The baseline classification performance is given by training the same model with an untrained S2G vertex finding module. This baseline model has the ability to reach the same performance as the model with the pre-trained S2G network, as it is an identical network. However it is trained only with the classification objective, where both vertex finding module and the rest of the network are trained together. This baseline therefore shows if an unsupervised attention mechanism can reach similar classification performance, which would require it to identify the relevant features in the data without guidance.

6 Results

The vertex finding results are summarized in Table 2. The S2G model outperforms AVR in all jet performance metrics. The improvement is significant (about 20% increase in ARI) for b and c jets, while for light jets the same high performance is maintained. The ARI distribution for the different flavors is shown in Fig. 8 – while there is still a substantial amount of poorly reconstructed jets (with ARI < 0.5) there are more than twice as many perfectly reconstructed b and c jets compared to AVR. In Fig. 9 the mean ARI is shown as a function of both the number of tracks, and the number of vertices in the jet. For b jets, there is a very large improvement in jets with a small number of tracks, but the advantage over AVR is maintained across the entire range. The AVR algorithm outperforms S2G only in b and c jets which have only one vertex, which are very rare in the dataset.

Fig. 8
figure 8

ARI scores for the different flavors of jets. We consider 3 categories: Perfect – jets with an ARI score of exactly 1, Intermediate – a score between 0.5 and 1 and Poor – scores below 0.5

Fig. 9
figure 9

Mean ARI scores for the different flavors of jets as a function of the jet properties

When considering vertex and vertex-pair metrics, for bottom and charm jets the mean internal accuracy for S2G is within 1% of the baseline, and a large increase (between 10 to 20%) is achieved for external and inter-pair accuracy. Figure 10 shows the performance for vertices, as a function of vertex size (i.e., number of tracks in the vertex). The S2G algorithm maintains an advantage over the full range of vertex sizes. The S2G model has a similar internal accuracy to the baseline, but a 10% increase in external accuracy for smaller vertices.

Table 3 Jet flavor classification performance metrics. The model with pre-trained S2G vertex finding module outperforms the other algorithms in overall
Fig. 10
figure 10

Vertex performance as a function of the vertex size. Internal, external and combined accuracy are defined in Sect. 4.2

Figure 11 show the performance for vertex pairs, as a function of the distance between the vertices. Again the S2G shows a promising ability to separate vertices even when the distance between them approaches 0. The performance increase of about 10% in combined accuracy comes from the improvement in interpair and external accuracy, i.e., less merging of vertices.

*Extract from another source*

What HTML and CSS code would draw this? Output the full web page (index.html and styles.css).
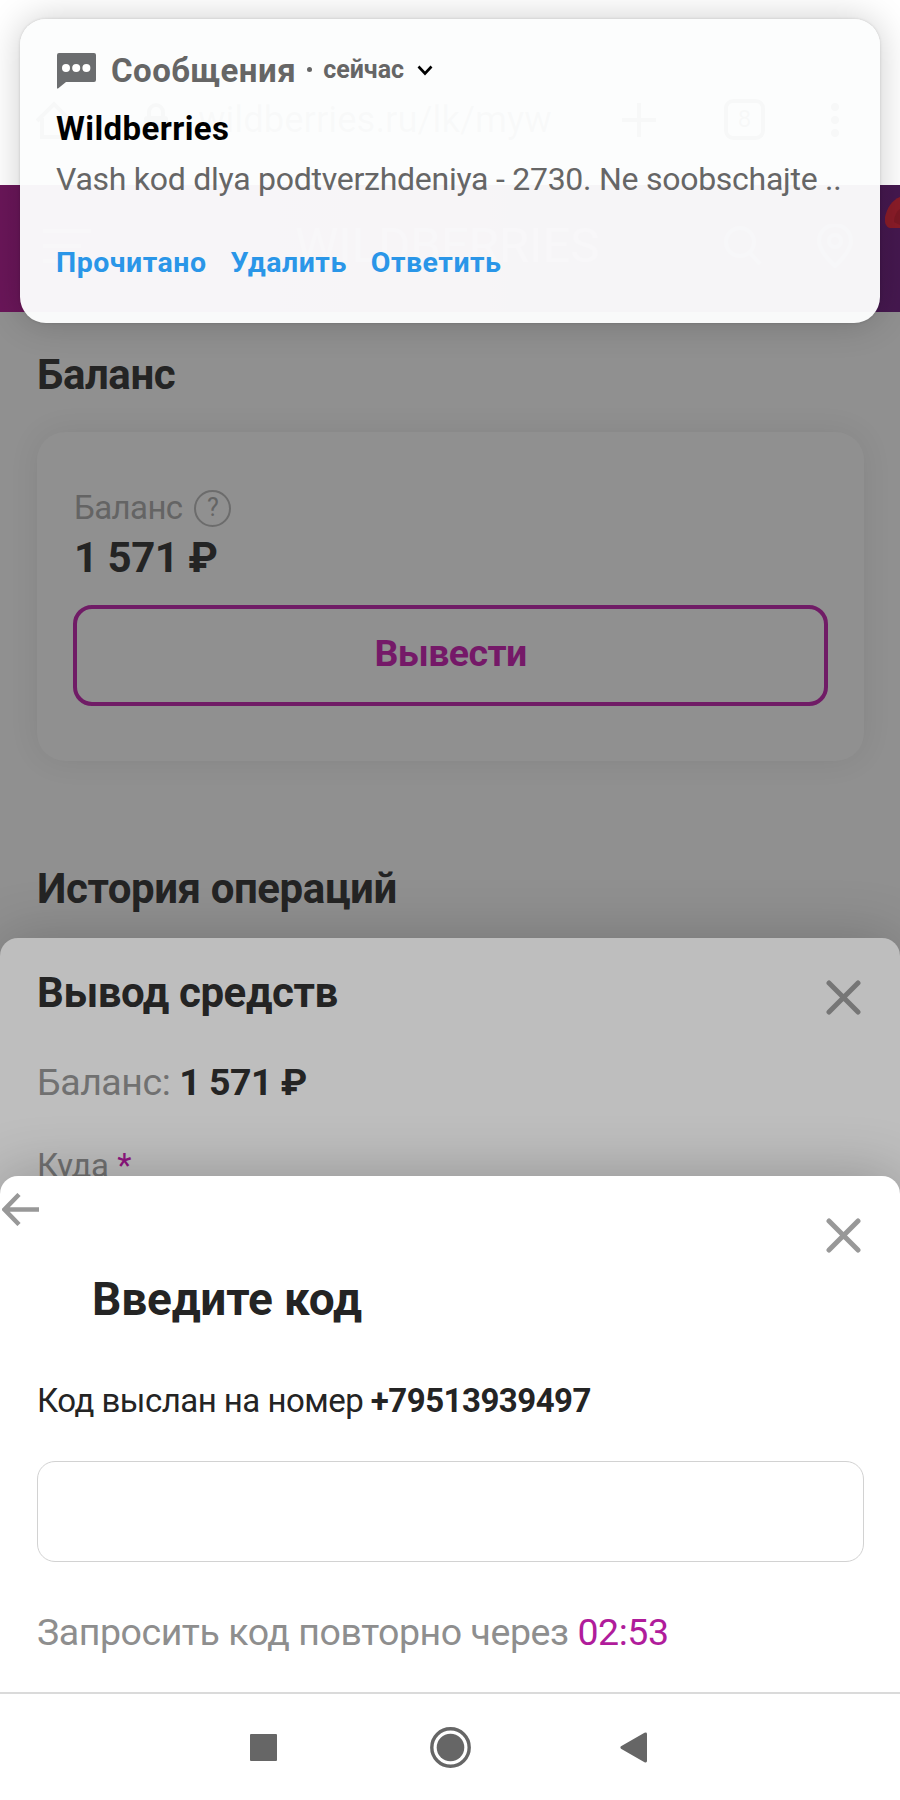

Comparison to neural network baselines Both the TP and RNN algorithms have a lower ARI by about 5–10% compared to the S2G model for b and c jets. S2G also outperforms both baselines in vertex and vertex-pair combined accuracy. From Fig. 8 we can see that S2G has the highest percentage of perfectly reconstructed jets, and Figs. 9, 10 and 11 show that this advantage is maintained across the entire dataset.

Fig. 11
figure 11

Vertex pair accuracy as a function of distance between the vertices. The internal accuracy is shown for both smaller vertex (the vertex with fewer tracks, vertex #1) and the larger vertex (vertex #2)

Impact on jet classification The results for jet classification are shown in Table 3. The pre-trained S2G classifier outperforms the AVR based classifier by over 10% in terms of overall accuracy with the most significant gain coming from the increased rejection of light jets (an increase in light jet F1 from 40% to 69%). The neural network baseline with an S2G based vertexing module that is trained only towards the classification objective shows better performance than the AVR and track pair based algorithms. This indicates that the network is able to learn some important features of the data by itself. The RNN and S2G based models have similar performance, with the S2G model outperforming the RNN in particular in c jet identification.

7 Conclusions

We proposed training a neural network to perform vertex finding, using supervised learning. We found that it outperforms standard techniques for multiple performance metrics of vertex reconstruction, and shows promising increase in performance for nearby vertices.

We utilized the Set2Graph model, a simple equivariant and universal model of functions from sets to graphs. We showed that the model’s universality and equivariance were both important. The universality was needed to properly learn the vertex finding task, by taking into account information from all tracks in the jet. Equivariance was a useful inductive bias, resulting in better performance compared to recurrent neural network which could in theory learn the same function as the S2G model. We evaluated the impact of the improved accuracy in vertex reconstruction on jet classification by training a classifier that used the vertex finding predictions as input, as a sort of supervised attention mechanism. We found that improved vertex finding leads to improved classification. The supervised attention mechanism lead to better results compared to an identical model with unsupervised attention. The universal models (S2G and RNN) had the best performance, however the equivariance of S2G gave it a slight advantage over the RNN.

Future work may explore the application of this technique to more complicated decays such as boosted Higgs to (bb/cc), and apply it to more realistic datasets that include full detector simulation and pileup interactions.